The gun violence; the planned parenthood drama; the constant discussions about police brutality; the rising cost of healthcare; looming recession; the fact that nothing can get done in our government because everything is wrapped in unlimited red tape and bureaucracy. Nothing is moving forward. People are literally dying and nothing is changing.

What's happening in the White House is so beyond. I have a hard time putting into words how much the lack of decency and honor bother me. There are still people who support him vocally and I just can't even listen to them. It's such a touchy subject that I prefer not to even start the discussion, in person or online. I don't even follow the news that carefully - just the highlights once or twice a day spoon-fed to me by news anchors on the TV while I'm cooking or folding laundry, trying hard not to pay too much attention. Even the late night comedians seem to have lost the spark of humor.

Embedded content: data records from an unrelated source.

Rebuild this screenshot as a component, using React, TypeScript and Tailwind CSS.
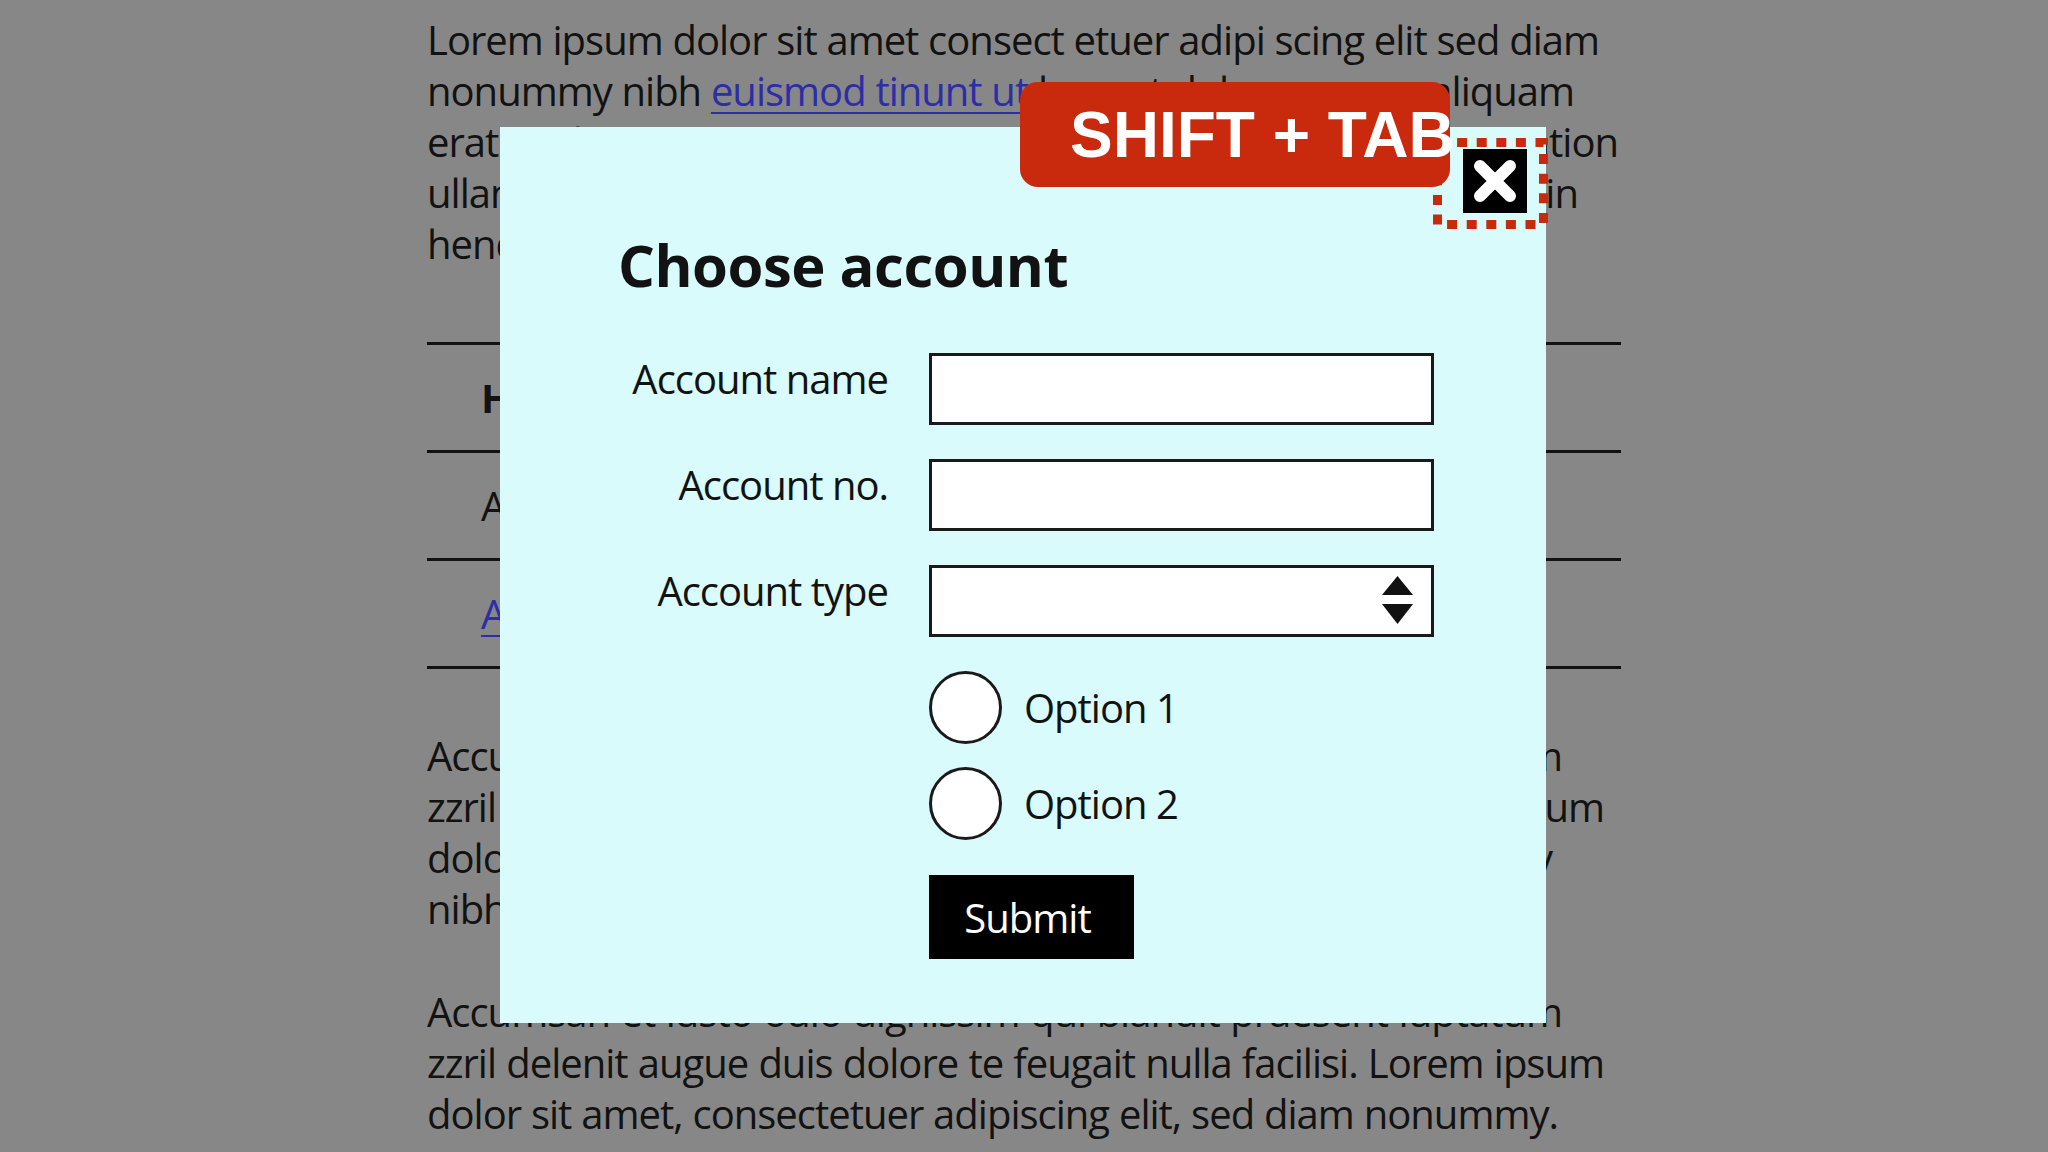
import React from "react";

const body = "font-['Open_Sans',sans-serif] text-[40px] leading-[51px] tracking-[-1px] text-[#121212]";
const line = "whitespace-nowrap text-justify [text-align-last:justify]";

const Link = ({ children }: { children: React.ReactNode }) => (
  <span className="text-[#2d2da6] underline decoration-2 underline-offset-[6px]">{children}</span>
);

const Field = ({ label, children }: { label: string; children: React.ReactNode }) => (
  <div className="flex items-start gap-[41px]">
    <label className="w-[266px] text-right">{label}</label>
    {children}
  </div>
);

const Radio = ({ label }: { label: string }) => (
  <label className="flex items-center gap-[22px]">
    <span className="h-[73px] w-[73px] rounded-full border-[3px] border-[#1a1a1a] bg-white" />
    <span>{label}</span>
  </label>
);

export default function App() {
  return (
    <div className="relative h-[1152px] w-[2048px] overflow-hidden bg-[#878787]">
      {/* page underneath the dialog */}
      <div className={`${body} pl-[427px] pt-[14px]`}>
        <div className="w-[1172px]">
          <p className={line}>Lorem ipsum dolor sit amet consect etuer adipi scing elit sed diam</p>
          <p className={`${line} w-[1147px]`}>
            nonummy nibh <Link>euismod tinunt ut</Link> laoreet dolore magna aliquam
          </p>
          <p className={`${line} w-[1191px]`}>erat volutpat. Ut wisi enim ad minim veniam, quis tation</p>
          <p className={`${line} w-[1151px]`}>ullamcorper suscipit lobortis nisl ut aliquip ex ea commodo in</p>
          <p className="whitespace-nowrap">hendrerit in vulputate velit esse molestie consequat</p>
        </div>

        <div className="mt-[73px] w-[1194px] border-b-[3px] border-[#121212]">
          <div className="flex h-[108px] items-center border-t-[3px] border-[#121212] pl-[54px] font-bold">Heading</div>
          <div className="flex h-[108px] items-center border-t-[3px] border-[#121212] pl-[54px]">Account</div>
          <div className="flex h-[108px] items-center border-t-[3px] border-[#121212] pl-[54px]">
            <Link>Add account</Link>
          </div>
        </div>

        <div className="mt-[61px]">
          <p className={`${line} w-[1135px]`}>Accumsan et iusto odio dignissim qui blandit praesent luptatum</p>
          <p className={`${line} w-[1177px]`}>zzril delenit augue duis dolore te feugait nulla facilisi. Lorem ipsum</p>
          <p className={`${line} w-[1125px]`}>dolor sit amet, consectetuer adipiscing elit, sed diam nonummy</p>
          <p className="whitespace-nowrap">nibh euismod tincidunt ut laoreet dolore magna.</p>
        </div>

        <div className="mt-[52px]">
          <p className={`${line} w-[1135px]`}>Accumsan et iusto odio dignissim qui blandit praesent luptatum</p>
          <p className={`${line} w-[1177px]`}>zzril delenit augue duis dolore te feugait nulla facilisi. Lorem ipsum</p>
          <p className={`${line} w-[1131px]`}>dolor sit amet, consectetuer adipiscing elit, sed diam nonummy.</p>
        </div>
      </div>

      {/* dialog */}
      <div className={`${body} absolute left-[500px] top-[127px] h-[896px] w-[1046px] bg-[#d9fbfb] pl-[122px] pt-[109px]`}>
        <h1 className="-ml-[4px] text-[58px] font-bold leading-[58px] tracking-[-0.5px]">Choose account</h1>

        <form className="mt-[59px] flex flex-col gap-[34px]">
          <Field label="Account name">
            <input className="h-[72px] w-[505px] border-[3px] border-[#1a1a1a] bg-white" />
          </Field>
          <Field label="Account no.">
            <input className="h-[72px] w-[505px] border-[3px] border-[#1a1a1a] bg-white" />
          </Field>
          <Field label="Account type">
            <div className="relative h-[72px] w-[505px] border-[3px] border-[#1a1a1a] bg-white">
              <svg className="absolute right-[18px] top-[8px]" width="31" height="48" viewBox="0 0 31 48">
                <polygon points="15.5,0 31,19 0,19" fill="#111" />
                <polygon points="0,28 31,28 15.5,48" fill="#111" />
              </svg>
            </div>
          </Field>

          <div className="ml-[307px] flex flex-col gap-[23px]">
            <Radio label="Option 1" />
            <Radio label="Option 2" />
          </div>

          <div className="ml-[307px] mt-px">
            <button type="button" className="h-[84px] w-[205px] bg-black pr-[8px] text-white">
              Submit
            </button>
          </div>
        </form>
      </div>

      {/* focus ring round the close button */}
      <svg className="absolute left-[1433px] top-[138px]" width="115" height="91" viewBox="0 0 115 91">
        <rect x="4.5" y="4.5" width="106" height="82" fill="none" stroke="#c9290d" strokeWidth="9" strokeDasharray="10 9.6" />
      </svg>
      <button type="button" className="absolute left-[1463px] top-[149px] h-[64px] w-[64px] bg-black">
        <svg width="64" height="64" viewBox="0 0 64 64">
          <path d="M17 17 L47 47 M47 17 L17 47" stroke="#fff" strokeWidth="12" strokeLinecap="round" />
        </svg>
      </button>

      {/* key hint */}
      <div className="absolute left-[1020px] top-[82px] flex h-[105px] w-[430px] items-center rounded-[18px] bg-[#c9290d] pl-[50px]">
        <span className="whitespace-nowrap font-['Liberation_Sans',Arial,sans-serif] text-[64px] font-bold leading-none text-white">
          SHIFT + TAB
        </span>
      </div>
    </div>
  );
}
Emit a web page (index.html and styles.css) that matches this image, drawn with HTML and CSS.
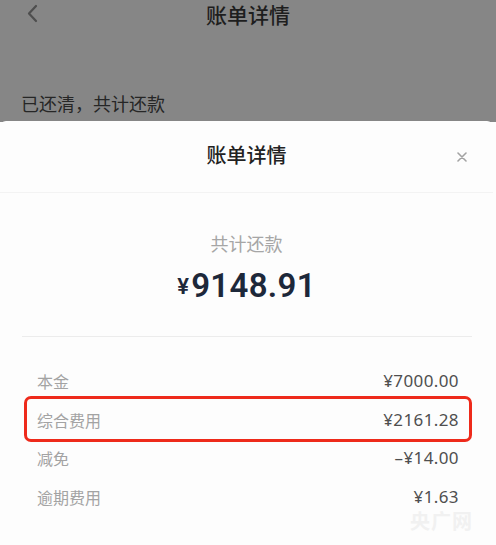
FILE: index.html
```html
<!DOCTYPE html>
<html lang="zh-CN">
<head>
<meta charset="utf-8">
<title>账单详情</title>
<link rel="stylesheet" href="styles.css">
</head>
<body>
<div class="backdrop">
  <div class="nav">
    <div class="nav-left">
      <svg class="back" width="12" height="19" viewBox="0 0 12 19"><path d="M10 2 L3 9.5 L10 17" fill="none" stroke="#4e4e4e" stroke-width="2.2" stroke-linecap="round" stroke-linejoin="round"/></svg>
    </div>
    <div class="nav-title">账单详情</div>
    <div class="nav-right"></div>
  </div>
  <div class="status">已还清，共计还款</div>
</div>
<div class="sheet">
  <div class="sheet-head">
    <div></div>
    <div class="sheet-title">账单详情</div>
    <div class="close-wrap">
      <svg class="close" width="10" height="10" viewBox="0 0 10 10"><path d="M1 1 L9 9 M9 1 L1 9" stroke="#a3a3a3" stroke-width="1.6" stroke-linecap="round"/></svg>
    </div>
  </div>
  <div class="summary">
    <div class="summary-label">共计还款</div>
    <div class="summary-amount"><span class="yen">¥</span>9148.91</div>
  </div>
  <div class="divider"></div>
  <div class="rows">
    <div class="row"><span class="label">本金</span><span class="value">¥7000.00</span></div>
    <div class="row highlighted"><span class="label">综合费用</span><span class="value">¥2161.28</span></div>
    <div class="row"><span class="label">减免</span><span class="value">–¥14.00</span></div>
    <div class="row"><span class="label">逾期费用</span><span class="value">¥1.63</span></div>
  </div>
  <div class="watermark">央广网</div>
</div>
</body>
</html>
```

FILE: styles.css
```css
html, body {
  margin: 0;
  padding: 0;
  height: 100%;
  background: #fdfdfd;
  font-family: "Noto Sans CJK SC", "Noto Sans", sans-serif;
  overflow: hidden;
}

.backdrop {
  background: #868686;
  height: 122px;
  box-sizing: border-box;
}

.nav {
  display: grid;
  grid-template-columns: 1fr auto 1fr;
  align-items: center;
  height: 28px;
}

.nav-left {
  padding-left: 26px;
  display: flex;
  align-items: center;
}

.back {
  display: block;
  margin-top: -2px;
}

.nav-title {
  font-size: 21px;
  line-height: 28px;
  color: #1e1e1e;
  font-weight: 500;
}

.status {
  margin-top: 63px;
  padding-left: 21px;
  font-size: 18px;
  line-height: 24px;
  color: #262626;
}

.sheet {
  background: #fdfdfd;
  margin-top: -1px;
  margin-right: 3px;
  border-radius: 6px 6px 0 0;
  position: relative;
  height: 430px;
}

.sheet-head {
  display: grid;
  grid-template-columns: 1fr auto 1fr;
  align-items: center;
  padding-top: 20px;
  height: 51px;
  border-bottom: 1px solid #f3f3f3;
  box-sizing: content-box;
}

.sheet-title {
  font-size: 20px;
  line-height: 28px;
  color: #222;
  font-weight: 500;
  align-self: start;
}

.close-wrap {
  display: flex;
  justify-content: flex-end;
  padding-right: 26px;
  align-self: start;
  padding-top: 11px;
}

.close {
  display: block;
}

.summary {
  text-align: center;
  padding-top: 38px;
}

.summary-label {
  font-size: 18px;
  line-height: 24px;
  color: #a6a6a6;
}

.summary-amount {
  margin-top: 11px;
  font-family: Roboto, "Noto Sans", sans-serif;
  font-weight: 600;
  font-size: 33px;
  line-height: 40px;
  color: #1d283a;
  letter-spacing: 0.3px;
}

.yen {
  font-size: 22px;
  margin-right: 2px;
  vertical-align: 3px;
}

.divider {
  margin: 29px 21px 0 22px;
  height: 1px;
  background: #ececec;
}

.rows {
  margin: 25px 21px 0 24px;
}

.row {
  display: flex;
  justify-content: space-between;
  align-items: center;
  height: 38.5px;
  padding: 0 13px;
  position: relative;
}

.label {
  font-size: 16px;
  line-height: 20px;
  color: #a3a3a3;
}

.value {
  font-family: "Noto Sans", sans-serif;
  font-size: 17px;
  line-height: 20px;
  color: #4f4f4f;
  letter-spacing: 0.4px;
}

.highlighted::after {
  content: "";
  position: absolute;
  left: 0;
  right: 0;
  top: -5px;
  bottom: -3px;
  border: 3px solid #ee2a1b;
  border-radius: 7px;
}

.watermark {
  position: absolute;
  right: 20px;
  top: 390px;
  font-size: 20px;
  line-height: 20px;
  font-weight: 700;
  color: #f1f1f1;
  letter-spacing: 1px;
}
```
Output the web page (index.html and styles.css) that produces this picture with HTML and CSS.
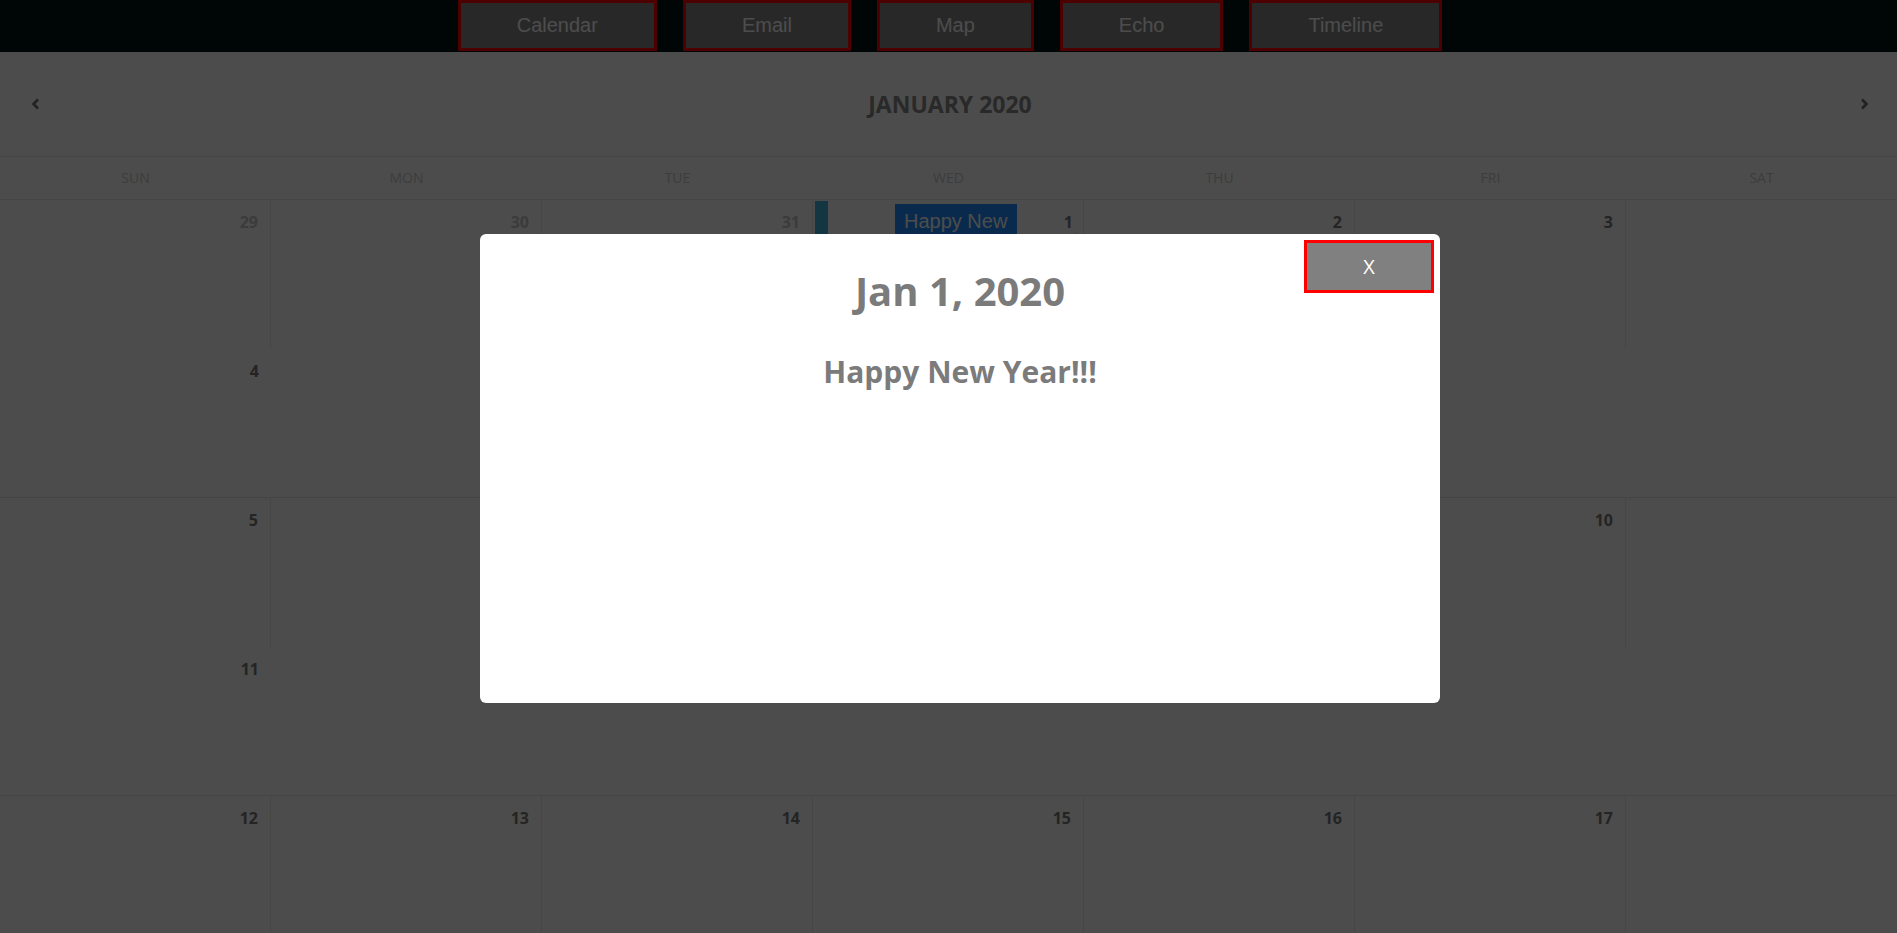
FILE: index.html
```html
<!DOCTYPE html>
<html lang="en">
<head>
<meta charset="utf-8">
<title>Calendar</title>
<link rel="stylesheet" href="styles.css">
</head>
<body>
<nav class="topnav">
  <button class="nav-btn">Calendar</button>
  <button class="nav-btn">Email</button>
  <button class="nav-btn">Map</button>
  <button class="nav-btn">Echo</button>
  <button class="nav-btn">Timeline</button>
</nav>

<main class="calendar">
  <header class="cal-header">
    <button class="cal-arrow" aria-label="Previous month">
      <svg width="10" height="12" viewBox="0 0 10 12"><polyline points="7,1.5 2.5,6 7,10.5" fill="none" stroke="currentColor" stroke-width="2.6"/></svg>
    </button>
    <h2 class="cal-title">JANUARY 2020</h2>
    <button class="cal-arrow" aria-label="Next month">
      <svg width="10" height="12" viewBox="0 0 10 12"><polyline points="3,1.5 7.5,6 3,10.5" fill="none" stroke="currentColor" stroke-width="2.6"/></svg>
    </button>
  </header>

  <div class="weekdays">
    <div>Sun</div><div>Mon</div><div>Tue</div><div>Wed</div><div>Thu</div><div>Fri</div><div>Sat</div>
  </div>

  <div class="week">
    <div class="day other">29</div>
    <div class="day other">30</div>
    <div class="day other">31</div>
    <div class="day has-event">
      <span class="event-bar"></span>
      <span class="event-box">Happy New Year!!!</span>
      <span class="num">1</span>
    </div>
    <div class="day">2</div>
    <div class="day">3</div>
    <div class="day sat">4</div>
  </div>

  <div class="week">
    <div class="day">5</div>
    <div class="day">6</div>
    <div class="day">7</div>
    <div class="day">8</div>
    <div class="day">9</div>
    <div class="day">10</div>
    <div class="day sat">11</div>
  </div>

  <div class="week">
    <div class="day">12</div>
    <div class="day">13</div>
    <div class="day">14</div>
    <div class="day">15</div>
    <div class="day">16</div>
    <div class="day">17</div>
    <div class="day sat">18</div>
  </div>
</main>

<div class="overlay"></div>
<section class="modal">
  <button class="modal-close">X</button>
  <h1 class="modal-title">Jan 1, 2020</h1>
  <p class="modal-text">Happy New Year!!!</p>
</section>
</body>
</html>
```

FILE: styles.css
```css
html, body {
  margin: 0;
  height: 100%;
  overflow: hidden;
}

body {
  font-family: "Open Sans", "Noto Sans", sans-serif;
  background: #ffffff;
}

/* top navigation */
.topnav {
  height: 52px;
  background: #001414;
  display: flex;
  justify-content: center;
  align-items: flex-start;
  gap: 26px;
  padding-left: 3px;
}

.nav-btn {
  box-sizing: border-box;
  height: 51px;
  padding: 0 56px;
  border: 3px solid #ff0000;
  background: #888888;
  color: #ffffff;
  font-family: "Liberation Sans", Arial, sans-serif;
  font-size: 20px;
}

/* calendar */
.cal-header {
  height: 104px;
  border-bottom: 1px solid #e6e6e6;
  display: flex;
  align-items: center;
  justify-content: space-between;
  padding: 0 27px 0 30px;
}

.cal-arrow {
  border: 0;
  background: none;
  padding: 0;
  width: 12px;
  height: 14px;
  display: flex;
  align-items: center;
  justify-content: center;
  color: #707070;
}

.cal-title {
  margin: 0;
  font-size: 23px;
  font-weight: 700;
  color: #8a8a8a;
}

.weekdays {
  height: 42px;
  border-bottom: 1px solid #e6e6e6;
  display: grid;
  grid-template-columns: repeat(7, 1fr);
  line-height: 42px;
  text-align: center;
  font-size: 14px;
  text-transform: uppercase;
  color: #cccccc;
}

.week {
  display: grid;
  grid-template-columns: repeat(7, 1fr);
  grid-template-rows: 149px 148px;
  border-bottom: 1px solid #e6e6e6;
}

.day {
  box-sizing: border-box;
  border-right: 1px solid #ececec;
  padding: 10px 12px;
  text-align: right;
  font-size: 16px;
  line-height: 24px;
  font-weight: 700;
  color: #787878;
}

.day.other {
  color: #c6c6c6;
}

.day.sat {
  grid-column: 1;
  grid-row: 2;
  border-right: none;
}

.day.has-event {
  display: flex;
  align-items: flex-start;
  padding: 0 0 0 2px;
  overflow: hidden;
}

.event-bar {
  flex: none;
  width: 13px;
  height: 100%;
  margin-top: 1px;
  background: #45b4e0;
}

.event-box {
  flex: none;
  box-sizing: border-box;
  width: 122px;
  margin: 4px 0 0 67px;
  padding: 6px 9px 0;
  background: #1e8cff;
  color: #ffffff;
  font-family: "Liberation Sans", Arial, sans-serif;
  font-size: 20px;
  font-weight: 400;
  line-height: 23px;
  text-align: left;
}

.has-event .num {
  flex: none;
  box-sizing: border-box;
  width: 59px;
  height: 100%;
  margin: 1px 0 0 2px;
  padding: 9px 5px 0 0;
  text-align: right;
  background: linear-gradient(135deg, #ffffff 0 42%, #f3f3f3 42% 100%);
}

/* modal */
.overlay {
  position: fixed;
  inset: 0;
  background: rgba(0, 0, 0, 0.7);
}

.modal {
  position: fixed;
  left: 480px;
  top: 234px;
  width: 960px;
  height: 469px;
  background: #ffffff;
  border-radius: 6px;
  text-align: center;
  color: #7b7b7b;
}

.modal-close {
  position: absolute;
  top: 6px;
  right: 6px;
  box-sizing: border-box;
  width: 130px;
  height: 53px;
  border: 3px solid #ff0000;
  background: #808080;
  color: #ffffff;
  font-family: "Open Sans", sans-serif;
  font-size: 20px;
}

.modal-title {
  margin: 33px 0 0;
  font-size: 40px;
  line-height: 48px;
  font-weight: 700;
}

.modal-text {
  margin: 39px 0 0;
  font-size: 30px;
  line-height: 36px;
  font-weight: 700;
}
```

It's not even about the scandals or the ridiculous comments or the narcissistic insanity. It bothers me so much that he constantly and consistently lies about everything. It doesn't matter if a past clip shows the exact opposite of what he says today. How can you respect someone who is so out of touch with reality? How can it be expected to trust him to lead the country?

I was feeling particularly blah the other day. I was putting my groceries on the belt at the grocery store, minding my own business. It was close to 9 pm, way past my prime and I definitely not looking my best, but I had gotten in my head that I need melon and my husband was traveling. A woman behind me tried to get my attention, "Excuse me..". I internally rolled my eyes and prepared to say no thank you to whatever she was selling or offering or collecting. As I turned around, she hands me a paper and says, "Do you have more than $50 of groceries? If so I have an extra coupon for $10 off." I managed a smile and I think some word of appreciation got to her before she turned around and left - I don't remember exactly because I was still mentally readjusting from my earlier prejudice.

Such a simple gesture. Such an impact on my mood. It wasn't so much what the gesture was; it was the fact that another human reached out and tried to make a complete stranger's life a tiny bit better. The coupon was expiring and she could have easily tossed it on her way out rather than taking a minute to offer it to someone else.

I'll admit I was inspired. On my way to the car I noticed that there were two shopping carts in the handicap spot near the store. Knowing there's usually no cart collector at that time of day, I moved the carts out of the way so that the spot can be cleared for the next person. I was hot and sweaty (my usual these days) but it took only a minute out of my time. Again, so simple yet maybe it would impact someone who needed that space.

I can't fix the world or politics, and I don't know what will happen in the White House. But I can improve my own mental health by these small acts and in the process they may even make a difference in someone else's day.

2 comments:

  1. The appalling reality is now is that everything he says I now automatically first assume it is a lie. WOW. A real stopper. I think if he said the sun comes up in the east I would look first to the west in the morning.
    Very very tiring. So glad you were the recipient of a random act of humanity. I always try to do what she did, because someday the humanity will be extended to another.
    Thank you for writing. Where I am we are just hitting the beginning of the hottest months and most fire problems. Hope this cool where you are soon, being huge with pregnancy is harder in the heat.
    ROSE

    ReplyDelete
  2. I have no idea how anyone can be a Trump supporter anymore.